Carter’s death is the 19th homicide in Fort Myers this year.

Comer said Carter graduated in May from Dunbar High School through Destination Graduation, a work program started in 2010 through Southwest Florida Works that offers students mentoring and work readiness as ways to help at-risk students stay in school and graduate.

Carter was one of the program’s first students.

“It was a struggle at times, but he stayed with it,” Comer said. “He didn’t need to turn his life around.
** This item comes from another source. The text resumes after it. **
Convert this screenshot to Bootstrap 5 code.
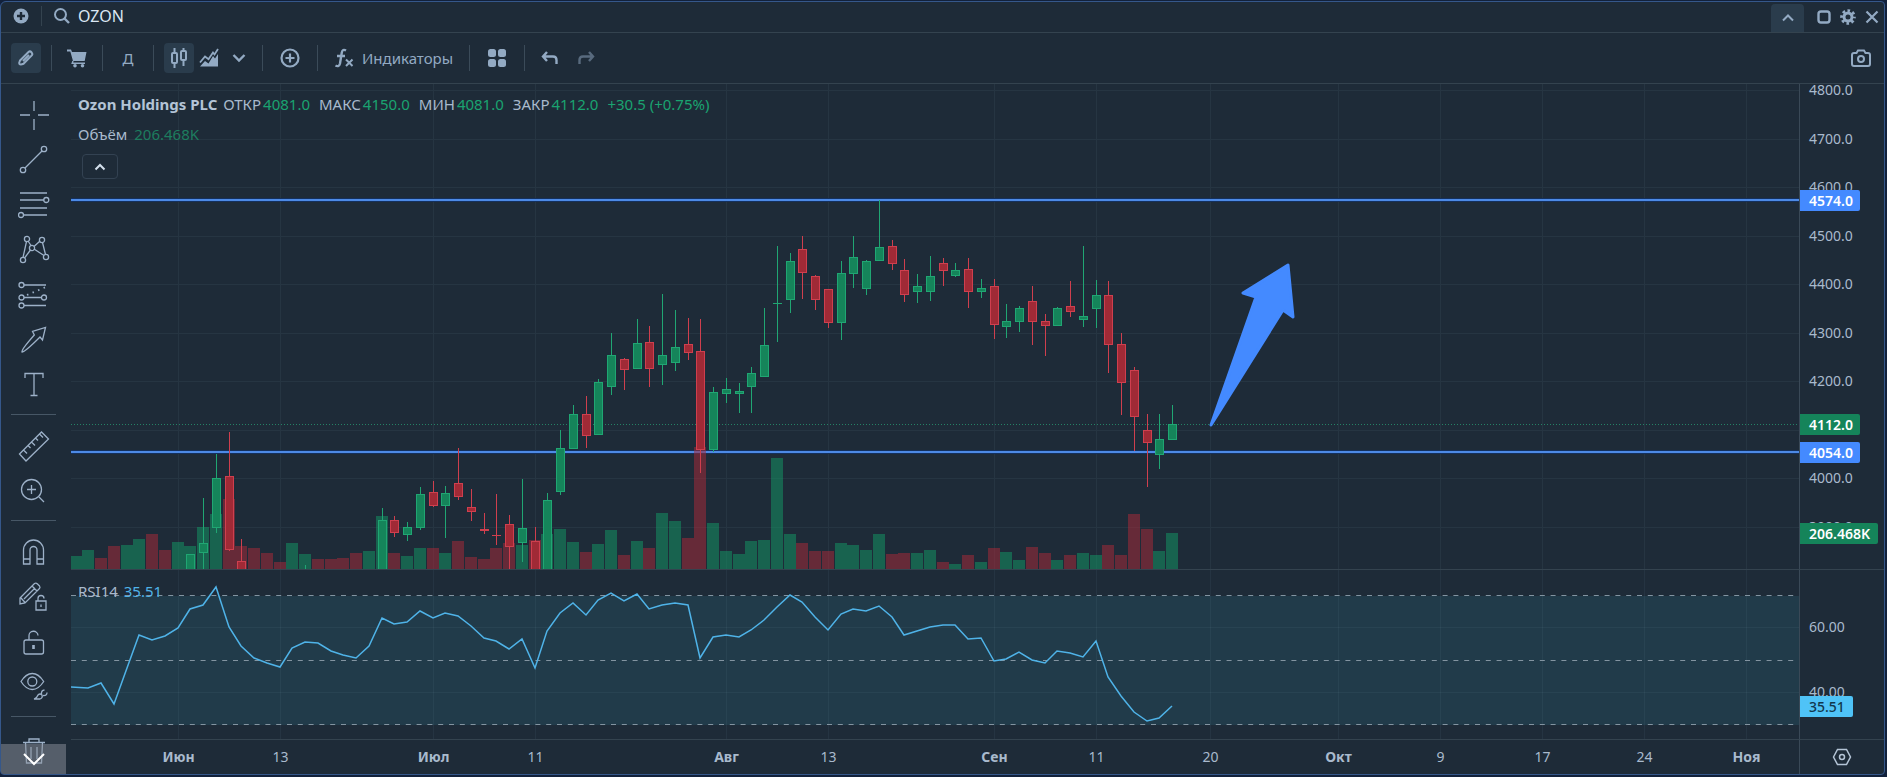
<!DOCTYPE html>
<html lang="ru">
<head>
<meta charset="utf-8">
<meta name="viewport" content="width=device-width, initial-scale=1">
<title>OZON</title>
<link href="https://cdn.jsdelivr.net/npm/bootstrap@5.3.0/dist/css/bootstrap.min.css" rel="stylesheet">
<style>
  :root { --bg:#1e2b38; --line:#34434f; --ink:#93aac3; --text:#a9bacd; --edge:#35578a; --up:#1aa370; }
  html, body { height:100%; }
  body { background:#12213b; color:var(--text); font-family:"Noto Sans","Open Sans",sans-serif; font-size:15px; line-height:20px; overflow:hidden; }
  .shell { height:100vh; padding:1px 2px 2px 0; }
  .win { background:var(--bg); border:1px solid var(--edge); border-radius:6px 4px 4px 4px; overflow:hidden; }
  .win button { background:none; border:0; padding:0; color:var(--ink); display:flex; align-items:center; justify-content:center; flex:none; }
  svg { display:block; }
  .titlebar { height:31px; padding-bottom:2px; border-bottom:1px solid var(--line); }
  .toolbar { height:51px; border-bottom:1px solid var(--line); }
  .ticker { background:none; border:0; outline:0; color:#dbe7f3; font-size:16px; width:160px; padding:0; line-height:20px; }
  .win .tbtn { width:30px; height:30px; border-radius:4px; }
  .win .tbtn.active, .win .tabup { background:#2a3c4c; }
  .win .tabup { width:33px; height:28px; border-radius:4px 4px 0 0; margin-bottom:-2px; }
  .win .slim { width:24px; }
  .win .wide { width:34px; }
  .vsep { width:1px; height:26px; background:#3b4b59; flex:none; }
  .vsep-s { width:1px; height:20px; background:#34434f; flex:none; }
  .rail { width:70px; min-height:0; overflow:hidden; padding-top:8px; flex:none; }
  .rail button { width:66px; height:45px; }
  .rail hr { width:45px; margin:7px 0 8px 10px; border:0; border-top:1px solid #475766; opacity:1; flex:none; }
  .rail svg { width:32px; height:32px; fill:none; stroke:#9db1c8; stroke-width:1.3; }
  .win .more { left:0; bottom:0; width:65px; height:30px; background:rgba(140,145,155,.5); z-index:2; color:#fff; }
  .rail .more svg { stroke:#fff; stroke-width:2; }
  .work { min-height:0; }
  .board { display:grid; grid-template-columns:minmax(0,1fr) 85px; grid-template-rows:minmax(0,1fr) 170px 34px; }
  .board > div { min-width:0; min-height:0; position:relative; overflow:hidden; }
  .board svg.plot { width:100%; height:100%; }
  .pane { border-bottom:1px solid var(--line); }
  .scale { border-left:1px solid #3a4957; }
  .legend-box { left:7px; top:10px; gap:10px; }
  .legend-row { gap:9px; }
  .legend-row b { color:#b4c4d6; font-weight:700; margin-right:2px; }
  .up { color:var(--up); }
  .legend-row span .up { margin-left:2px; }
  .vol { color:#1d7d5f; margin-left:3px; }
  .win .fold { width:36px; height:25px; border:1px solid #334252; border-radius:4px; margin-left:4px; color:#d3dfec; }
  .rsi-legend { left:7px; top:11px; }
  .rsi-legend span { color:#4fb3e8; margin-left:2px; }
  .plot text { fill:var(--text); font-size:14px; }
  .plot text.strong { font-weight:700; }
  .plot .tagtext { fill:#fff; font-weight:600; }
  .plot .darktag { fill:#12384e; font-weight:500; }
</style>
</head>
<body>
<div class="shell d-flex">
<main class="win d-flex flex-column flex-grow-1">

  <header class="titlebar d-flex align-items-center">
    <button class="slim ms-2 me-1" aria-label="Добавить"><svg width="16" height="16" viewBox="0 0 16 16"><circle cx="8" cy="8" r="7.5" fill="#93aac3"/><path d="M8 4v8M4 8h8" stroke="#1e2b38" stroke-width="2.4"/></svg></button>
    <span class="vsep-s ms-1 me-2"></span>
    <label for="ticker" class="me-2 ms-1" aria-label="Поиск"><svg width="16" height="16" viewBox="1 1 16 16" fill="none" stroke="#93aac3"><circle cx="7.5" cy="7.5" r="5.5" stroke-width="2"/><path d="M11.5 11.5L16 16" stroke-width="2.4"/></svg></label>
    <input id="ticker" class="ticker" value="OZON">
    <div class="ms-auto d-flex align-items-center align-self-end">
      <button class="tabup me-2" aria-label="Свернуть панель"><svg width="14" height="10" viewBox="0 0 14 10" fill="none" stroke="currentColor" stroke-width="2"><path d="M2 7.500L7 2.500L12 7.500"/></svg></button>
      <button class="slim" aria-label="Развернуть"><svg width="14" height="14" viewBox="0 0 14 14" fill="none" stroke="currentColor" stroke-width="2.400"><rect x="1.500" y="1.500" width="11" height="11" rx="2.500"/></svg></button>
      <button class="slim" aria-label="Настройки"><svg width="16" height="16" viewBox="-8 -8 16 16" fill="none" stroke="currentColor"><circle r="4" stroke-width="3"/><circle r="6.400" stroke-width="2.800" stroke-dasharray="2.600 2.427" stroke-dashoffset="1.300"/></svg></button>
      <button class="slim" aria-label="Закрыть"><svg width="14" height="14" viewBox="0 0 14 14" fill="none" stroke="currentColor" stroke-width="2.200"><path d="M1.500 1.500L12.500 12.500M12.500 1.500L1.500 12.500"/></svg></button>
    </div>
  </header>

  <nav class="toolbar d-flex align-items-center">
    <button class="tbtn active" style="margin-left:10px;margin-right:10px" aria-label="Рисование"><svg width="18" height="18" viewBox="0 0 18 18" fill="none" stroke="currentColor" stroke-width="2" stroke-linejoin="round"><path d="M3 11.500L11.500 3Q13 1.700 14.500 3.300Q16 5 14.800 6.400L6.500 14.800Q3.500 16 2.500 15Q1.800 14 3 11.500ZM6 12L12 6"/></svg></button>
    <span class="vsep"></span>
    <button class="tbtn wide mx-2" aria-label="Заявка"><svg width="20" height="20" viewBox="0 0 20 20" fill="currentColor"><path d="M0 1.500h4l1 2.500h14.500l-1.800 9H6L3.300 3.500H0z"/><path d="M6 13l-.8 2.200H18" fill="none" stroke="currentColor" stroke-width="1.400"/><circle cx="8" cy="17.700" r="1.800"/><circle cx="15.500" cy="17.700" r="1.800"/></svg></button>
    <span class="vsep"></span>
    <button class="tbtn wide mx-2" aria-label="Интервал: день">Д</button>
    <span class="vsep"></span>
    <button class="tbtn active" style="margin-left:10px" aria-label="Свечи"><svg width="18" height="20" viewBox="0 0 18 20" fill="none" stroke="currentColor" stroke-width="2"><path d="M4.500 0v5M4.500 15v5M13.500 0v3M13.500 12v6"/><rect x="2" y="5" width="5" height="10" rx="1"/><rect x="11" y="3" width="5" height="9" rx="1"/></svg></button>
    <button class="tbtn" aria-label="Область"><svg width="20" height="20" viewBox="0 0 20 20"><path d="M1 18.500L6 13l3.500 2.500L14 8l2 2.500L19 6v12.500z" fill="#93aac3"/><path d="M1 14.500L6 8.500l3.500 2.800L14 4.500l1.500 2L19 1" fill="none" stroke="#93aac3" stroke-width="1.800"/></svg></button>
    <button class="tbtn" aria-label="Другие типы графика"><svg width="14" height="10" viewBox="0 0 14 10" fill="none" stroke="currentColor" stroke-width="2.400"><path d="M1.500 2L7 7.500L12.500 2"/></svg></button>
    <span class="vsep ms-2 me-2"></span>
    <button class="tbtn mx-1" aria-label="Сравнить"><svg width="20" height="20" viewBox="0 0 20 20" fill="none" stroke="currentColor" stroke-width="2.200"><circle cx="10" cy="10" r="8.500"/><path d="M10 5.500v9M5.500 10h9"/></svg></button>
    <span class="vsep mx-2"></span>
    <button class="gap-2 px-2"><svg width="20" height="20" viewBox="0 0 20 20" fill="none" stroke="currentColor" stroke-width="2"><path d="M12 2.500Q8.600 .500 7.800 4.500L6 15.500Q5 19.500 1.500 17.500M3 8h8" stroke-width="2.400"/><path d="M12 11.500l6.500 6.500M18.500 11.500L12 18"/></svg><span>Индикаторы</span></button>
    <span class="vsep mx-2 me-1" style="margin-left:12px"></span>
    <button class="tbtn mx-2" aria-label="Шаблоны"><svg width="18" height="18" viewBox="0 0 18 18" fill="currentColor"><rect width="8" height="8" rx="2.500"/><rect x="10" width="8" height="8" rx="2.500"/><rect y="10" width="8" height="8" rx="2.500"/><rect x="10" y="10" width="8" height="8" rx="2.500"/></svg></button>
    <span class="vsep ms-1"></span>
    <button class="tbtn wide ms-2 me-1" aria-label="Отменить"><svg width="18" height="16" viewBox="0 0 18 16" fill="none" stroke="currentColor" stroke-width="2.400"><path d="M6 2L2 6.500L6 11M2.500 6.500H12Q15.500 6.500 15.500 10V14"/></svg></button>
    <button class="tbtn opacity-50" aria-label="Повторить"><svg width="18" height="16" viewBox="0 0 18 16" fill="none" stroke="currentColor" stroke-width="2.400"><path d="M12 2L16 6.500L12 11M15.500 6.500H6Q2.500 6.500 2.500 10V14"/></svg></button>
    <button class="tbtn ms-auto me-2" aria-label="Снимок"><svg width="20" height="18" viewBox="0 0 20 18" fill="none" stroke="currentColor" stroke-width="2"><path d="M3 4H5.500L7 1.500H13L14.500 4H17Q19 4 19 6V15Q19 17 17 17H3Q1 17 1 15V6Q1 4 3 4Z"/><circle cx="10" cy="10" r="3"/></svg></button>
  </nav>

  <div class="work d-flex flex-grow-1 position-relative">
    <aside class="rail d-flex flex-column">
      <button aria-label="Перекрестие"><svg viewBox="-16 -16 32 32"><path d="M0-14V-4M0 4V15M-14 0H-4M4 0H15"/></svg></button>
      <button aria-label="Линия"><svg viewBox="-16 -16 32 32"><circle cx="10" cy="-11" r="2.700"/><circle cx="-11" cy="10" r="2.700"/><path d="M-9 8L8-9"/></svg></button>
      <button aria-label="Уровни"><svg viewBox="-16 -16 32 32"><path d="M-14-12H13M-14-5H10M-14 3H13M-11 10H13"/><circle cx="12.300" cy="-5" r="2.500"/><circle cx="-13" cy="10" r="2.500"/></svg></button>
      <button aria-label="Паттерны"><svg viewBox="-16 -16 32 32"><circle cx="-7" cy="-11" r="2.600"/><circle cx="8" cy="-10" r="2.600"/><circle cx="-2" cy="-2" r="2.600"/><circle cx="-11" cy="10" r="2.600"/><circle cx="12" cy="7" r="2.600"/><path d="M-7.500-8.500L-11 7.500M-9.500 8L-3.500 0M-6-9L-3-4.500M0-3.500L6-9M0-1L10 5.500M8.500-7.500L11.500 4.500"/></svg></button>
      <button aria-label="Прогноз"><svg viewBox="-16 -16 32 32"><circle cx="-12.500" cy="-10" r="2.500"/><circle cx="-12.500" cy="2.500" r="2.500"/><circle cx="10" cy="2.500" r="2.500"/><circle cx="-12.500" cy="10.500" r="2.500"/><path d="M-10-10H12M-10 2.500H7.500M-10 10.500H12"/><path d="M-7 0L12-8" stroke-dasharray="1.500 4.500" stroke-width="1.800"/></svg></button>
      <button aria-label="Стрелка"><svg viewBox="-16 -16 32 32"><path d="M-12 12Q-13 10 .3-5L-1.500-8.500L11.500-12.500L8.500 0L6-3Q-9 12-12 12Z"/></svg></button>
      <button aria-label="Текст"><svg viewBox="-16 -16 32 32"><path d="M-9-7V-11.500H9V-7M0-11.500V10.500M-3.500 10.500H3.500"/></svg></button>
      <hr>
      <button aria-label="Линейка"><svg viewBox="-16 -16 32 32"><path d="M-14.500 8L7.500-14L14.500-7L-8 15ZM-10.500 4l3.500 3.500M-6 -.500l2.500 2.500M-2.500-4l3.500 3.500M1.500-8l2.500 2.500M5.500-12l3.500 3.500"/></svg></button>
      <button aria-label="Увеличить"><svg viewBox="-16 -16 32 32"><circle cx="-2.500" cy="-1.500" r="10"/><path d="M-2.500-6V3M-7-1.500H2M5 6L10 11"/></svg></button>
      <hr>
      <button aria-label="Магнит"><svg viewBox="-16 -16 32 32"><path d="M-10.500 12V-2A10 10 0 0 1 9.500-2V12H3V-2A3.500 3.500 0 0 0-4-2V12ZM-10.500 7H-4M3 7H9.500"/></svg></button>
      <button aria-label="Закрепить рисование"><svg viewBox="-16 -16 32 32"><path d="M-14 7V1L.500-13.500Q2-14.500 3.500-13L5.500-11Q6.500-9.500 5.500-8.500L-9 6ZM-13 1L-8.500 6M-2-11L3-6M-10 2L1-9M2 4H12V13H2ZM4 4V1.500A3 3 0 0 1 10 1.500M7 7.500V10"/></svg></button>
      <button aria-label="Заблокировать"><svg viewBox="-16 -16 32 32"><rect x="-10" y="-2" width="19.500" height="14" rx="2"/><path d="M-5-2V-6A4.500 4.500 0 0 1 4-6.500"/><path d="M-.500 3V7" stroke-width="2.600"/></svg></button>
      <button aria-label="Скрыть"><svg viewBox="-16 -16 32 32"><path d="M-13-5.500Q-8-13.500-1.700-13.500T9.700-5.500Q4.500 2.500-1.700 2.500T-13-5.500Z"/><circle cx="-1.700" cy="-5.500" r="4.500"/><path d="M0 12Q3 11 4 8Q6 6 8 8Q9 11 6 12ZM7.500 7Q7 3.500 10.500 3M9 8.500Q13 9 13 5.500"/></svg></button>
      <hr>
      <button aria-label="Удалить"><svg viewBox="-16 -18 32 32"><path d="M-11-7.500H11M-5-7.500V-11H5V-7.500M-8.500-7.500L-7.500 13H7.500L8.500-7.500M-3-3V9M3-3V9"/></svg></button>
      <button class="more position-absolute" aria-label="Ещё"><svg viewBox="-16 -16 32 32"><path d="M-10-5L0 5L10-5"/></svg></button>
    </aside>

    <section class="board flex-grow-1">
      <div class="pane">
        <svg class="plot" id="price"></svg>
        <div class="legend-box position-absolute d-flex flex-column">
          <div class="legend-row d-flex text-nowrap"><span><b>Ozon Holdings PLC</b> ОТКР<span class="up">4081.0</span></span><span>МАКС<span class="up">4150.0</span></span><span>МИН<span class="up">4081.0</span></span><span>ЗАКР<span class="up">4112.0</span></span><span class="up">+30.5 (+0.75%)</span></div>
          <div>Объём <span class="vol">206.468K</span></div>
          <button class="fold" aria-label="Свернуть легенду"><svg width="12" height="8" viewBox="0 0 12 8" fill="none" stroke="currentColor" stroke-width="2"><path d="M1.500 6.500L6 2L10.500 6.500"/></svg></button>
        </div>
      </div>
      <div class="pane scale"><svg class="plot" id="priceScale"></svg></div>
      <div class="pane">
        <svg class="plot" id="rsi"></svg>
        <div class="rsi-legend position-absolute">RSI14 <span>35.51</span></div>
      </div>
      <div class="pane scale"><svg class="plot" id="rsiScale"></svg></div>
      <div><svg class="plot" id="time"></svg></div>
      <div class="scale d-flex align-items-center justify-content-center"><button aria-label="Настройки осей"><svg width="20" height="18" viewBox="-10 -9 20 18" fill="none" stroke="#b4c4d6" stroke-width="1.500"><path d="M-8.500 0L-4.500-7.500H4.500L8.500 0L4.500 7.500H-4.500Z"/><circle r="2.500"/></svg></button></div>
    </section>
  </div>
</main>
</div>

<script src="https://cdn.jsdelivr.net/npm/bootstrap@5.3.0/dist/js/bootstrap.bundle.min.js"></script>
<script>
// One trading day per slot; dayX gives the centre of a slot in the plot.
const dayX = i => Math.round(4.6 + 12.75 * i);
const NS = 'http://www.w3.org/2000/svg';
function add(id, tag, attrs, text) {
  const el = document.createElementNS(NS, tag);
  for (const k in attrs) el.setAttribute(k, attrs[k]);
  if (text) el.textContent = text;
  document.getElementById(id).appendChild(el);
}
const FLOOR = 485, GRID = '#263542';
const months = [[8,'Июн',1],[16,'13'],[28,'Июл',1],[36,'11'],[51,'Авг',1],[59,'13'],[72,'Сен',1],[80,'11'],[89,'20'],[99,'Окт',1],[107,'9'],[115,'17'],[123,'24'],[131,'Ноя',1]];

// RSI band lies under its grid
add('rsi','rect',{x:0,y:26,width:'100%',height:129,fill:'#213b4a'});
for (const [i,label,strong] of months) {
  const x = dayX(i) + .5;
  add('price','line',{x1:x,x2:x,y1:0,y2:'100%',stroke:GRID});
  add('rsi','line',{x1:x,x2:x,y1:0,y2:'100%',stroke:'#8fb4c4','stroke-opacity':.07});
  add('time','text',{x,y:22,'text-anchor':'middle',class:strong?'strong':''},label);
}
const hiddenLabel = 7; // 4100 lies between the two level tags
for (let n = 0; n < 10; n++) {
  const y = Math.round(6 + n * 48.55);
  add('price','line',{x1:0,x2:'100%',y1:y+.5,y2:y+.5,stroke:GRID});
  if (n !== hiddenLabel) add('priceScale','text',{x:9,y:y+5},(4800 - n*100).toFixed(1));
}
for (const [y,label] of [[57,'60.00'],[122,'40.00']]) {
  add('rsi','line',{x1:0,x2:'100%',y1:y+.5,y2:y+.5,stroke:'#8fb4c4','stroke-opacity':.07});
  add('rsiScale','text',{x:9,y:y+5},label);
}
for (const y of [25,90,154]) add('rsi','line',{x1:0,x2:'100%',y1:y+.5,y2:y+.5,stroke:'#8394a1','stroke-dasharray':'5 5.8'});

// levels
for (const y of [116,368]) {
  add('price','line',{x1:0,x2:'100%',y1:y,y2:y,stroke:'#14305c','stroke-width':4});
  add('price','line',{x1:0,x2:'100%',y1:y,y2:y,stroke:'#4d8ae6','stroke-width':2});
}
add('price','line',{x1:0,x2:'100%',y1:340.5,y2:340.5,stroke:'#258265','stroke-dasharray':'1 2'});

// volume heights with direction
const volumes = '13g 19g 11r 23r 24g 30g 35r 19r 27g 23g 42g 55g 70r 23r 21r 16r 7r 26g 15g 10r 10r 11r 16r 18g 53g 16r 13g 21g 21r 16g 28r 12r 10r 21r 26r 24g 29r 35g 40g 27g 17r 25g 39g 14r 28g 21r 56g 48g 31r 122r 46g 18g 15g 28g 29g 111g 35g 26r 18r 18r 26g 24g 19g 35g 15r 16r 16g 19g 7r 5g 14r 7g 21r 17g 9g 22r 16r 9g 14r 16g 14g 24r 14r 55r 40r 18g 36g'.split(' ');
volumes.forEach((v,i) => {
  const h = parseInt(v), left = Math.max(0, dayX(i) - 6);
  add('price','rect',{x:left,y:FLOOR-h,width:dayX(i)+6-left,height:h,fill:v.endsWith('g')?'#15946499':'#a52a3a99','fill-opacity':.9});
});

// candles: day, direction, high, body top, body bottom, low
const PANE_TOP = 84;
const candles = [
[9,1,554,554,570,570],[10,1,498,543,553,570],[11,1,454,478,528,533],[12,0,432,476,550,551],[13,0,539,561,570,570],[18,1,565,570,570,570],
[24,1,508,520,570,570],[25,0,516,520,533,537],[26,1,522,527,535,541],[27,1,487,494,528,530],[28,0,481,492,506,507],[29,1,486,493,506,538],
[30,0,448,483,497,500],[31,0,489,507,512,521],[32,0,513,529,531,534],[33,0,494,535,536,545],[34,0,515,524,547,570],[35,1,479,528,543,562],
[36,0,527,541,570,570],[37,1,493,500,570,570],[38,1,430,448,492,495],[39,1,405,414,449,449],[40,0,396,414,436,448],[41,1,379,382,435,435],
[42,1,333,355,387,395],[43,0,358,359,370,390],[44,1,319,343,369,369],[45,0,326,342,369,387],[46,1,294,355,365,385],[47,1,310,347,363,371],
[48,0,318,344,353,360],[49,0,319,351,450,473],[50,1,387,392,450,452],[51,1,378,389,394,403],[52,1,383,391,394,413],[53,1,367,373,387,413],
[54,1,308,345,377,377],[55,1,246,303,304,342],[56,1,253,261,300,313],[57,0,236,249,273,299],[58,0,275,276,300,310],[59,0,289,289,323,328],
[60,1,261,273,323,340],[61,1,236,257,274,288],[62,1,260,261,289,295],[63,1,200,247,261,261],[64,0,240,246,264,270],[65,0,259,270,295,302],
[66,1,274,286,292,303],[67,1,256,276,292,301],[68,0,258,263,271,286],[69,1,263,270,276,277],[70,0,258,269,292,308],[71,1,279,288,292,298],
[72,0,279,286,325,339],[73,1,304,321,327,338],[74,1,306,308,322,332],[75,0,286,301,322,345],[76,0,314,321,326,356],[77,1,307,308,326,326],
[78,0,281,306,312,317],[79,1,246,316,320,327],[80,1,280,295,309,328],[81,0,281,295,345,373],[82,0,333,344,383,415],[83,0,367,370,417,451],
[84,0,414,430,443,487],[85,1,414,439,455,469],[86,1,405,424,440,440]];
for (const [i,up,hi,a,b,lo] of candles) {
  const x = dayX(i), edge = up ? '#20a673' : '#cf3f4e';
  add('price','rect',{x:x,y:hi-PANE_TOP,width:1,height:lo-hi,fill:edge});
  if (b - a > 1) add('price','rect',{x:x-3.5,y:a-PANE_TOP+.5,width:8,height:b-a-1,fill:up?'#15845a':'#a02a36',stroke:edge});
  else if (b > a) add('price','rect',{x:x-4,y:a-PANE_TOP,width:9,height:1,fill:edge});
}

// trend arrow starts on the 20th
add('price','path',{d:'M1140 341L1185 213L1172 209L1217 181L1222 233L1212 226Z',fill:'#448aff',stroke:'#448aff','stroke-width':3,'stroke-linejoin':'round'});

const rsi = [687,688,683,704,668,635,640,636,628,609,605,587,627,646,658,663,667,648,642,643,651,655,658,646,618,624,622,611,618,613,616,626,638,641,649,639,668,631,613,603,615,600,593,601,594,609,605,603,605,658,637,635,637,630,620,607,595,602,617,630,614,609,611,606,617,635,631,627,625,625,639,638,661,659,652,660,663,651,653,657,641,677,696,712,721,718,706];
add('rsi','polyline',{points:rsi.map((y,i)=>(i?dayX(i):0)+','+(y-570)).join(' '),fill:'none',stroke:'#4fb3e8','stroke-width':1.5});

function tag(id,y,w,fill,label,cls) {
  add(id,'path',{d:`M-1 ${y}H${w-3}q2 0 2 2V${y+19}q0 2-2 2H-1Z`,fill});
  add(id,'text',{x:9,y:y+16,class:cls||'tagtext'},label);
}
tag('priceScale',106,61,'#448aff','4574.0');
tag('priceScale',330,61,'#15845a','4112.0');
tag('priceScale',358,61,'#448aff','4054.0');
tag('priceScale',439,79,'#15845a','206.468K');
tag('rsiScale',126,54,'#4fc3f7','35.51','darktag');
</script>
</body>
</html>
He just needed to get focused.”

Comer said he wants to make sure people understand Carter was a “good guy” and not a “street thug.”

“This wasn’t drug-related,” he said. “I don’t want people to think it was a bad kid shot by another bad kid.”

Carter worked at the Harry Chapin Food Bank of Southwest Florida.

Bedzaida Bryen worked with him and said he was well-liked by co-workers and volunteers

“He was a pretty cool kid,” Bryen said. “He was happy about his life.”

Bryen said she remembers how proud Carter was when he graduated from high school and brought his cap and gown with him to work so co-workers who couldn’t attend the graduation ceremony could get a picture of him in them.

“He had a plan for his future,” she said. “He wanted to be an electrician.”

She recalled a co-worker bringing Carter a cake to work in August to celebrate his 20th birthday.

“He went around and made sure everyone had a slice,” she said.

Comer said Carter had hopes of leaving for Jacksonville in September to begin job training through Job Corps but was put on a waiting list to begin the program.

“We wanted to get him out of the area,” Comer said, adding Carter was one of the many students he sees struggling to succeed because of their surroundings. “That’s just the environment some of these kids are in. They just don’t know any different.”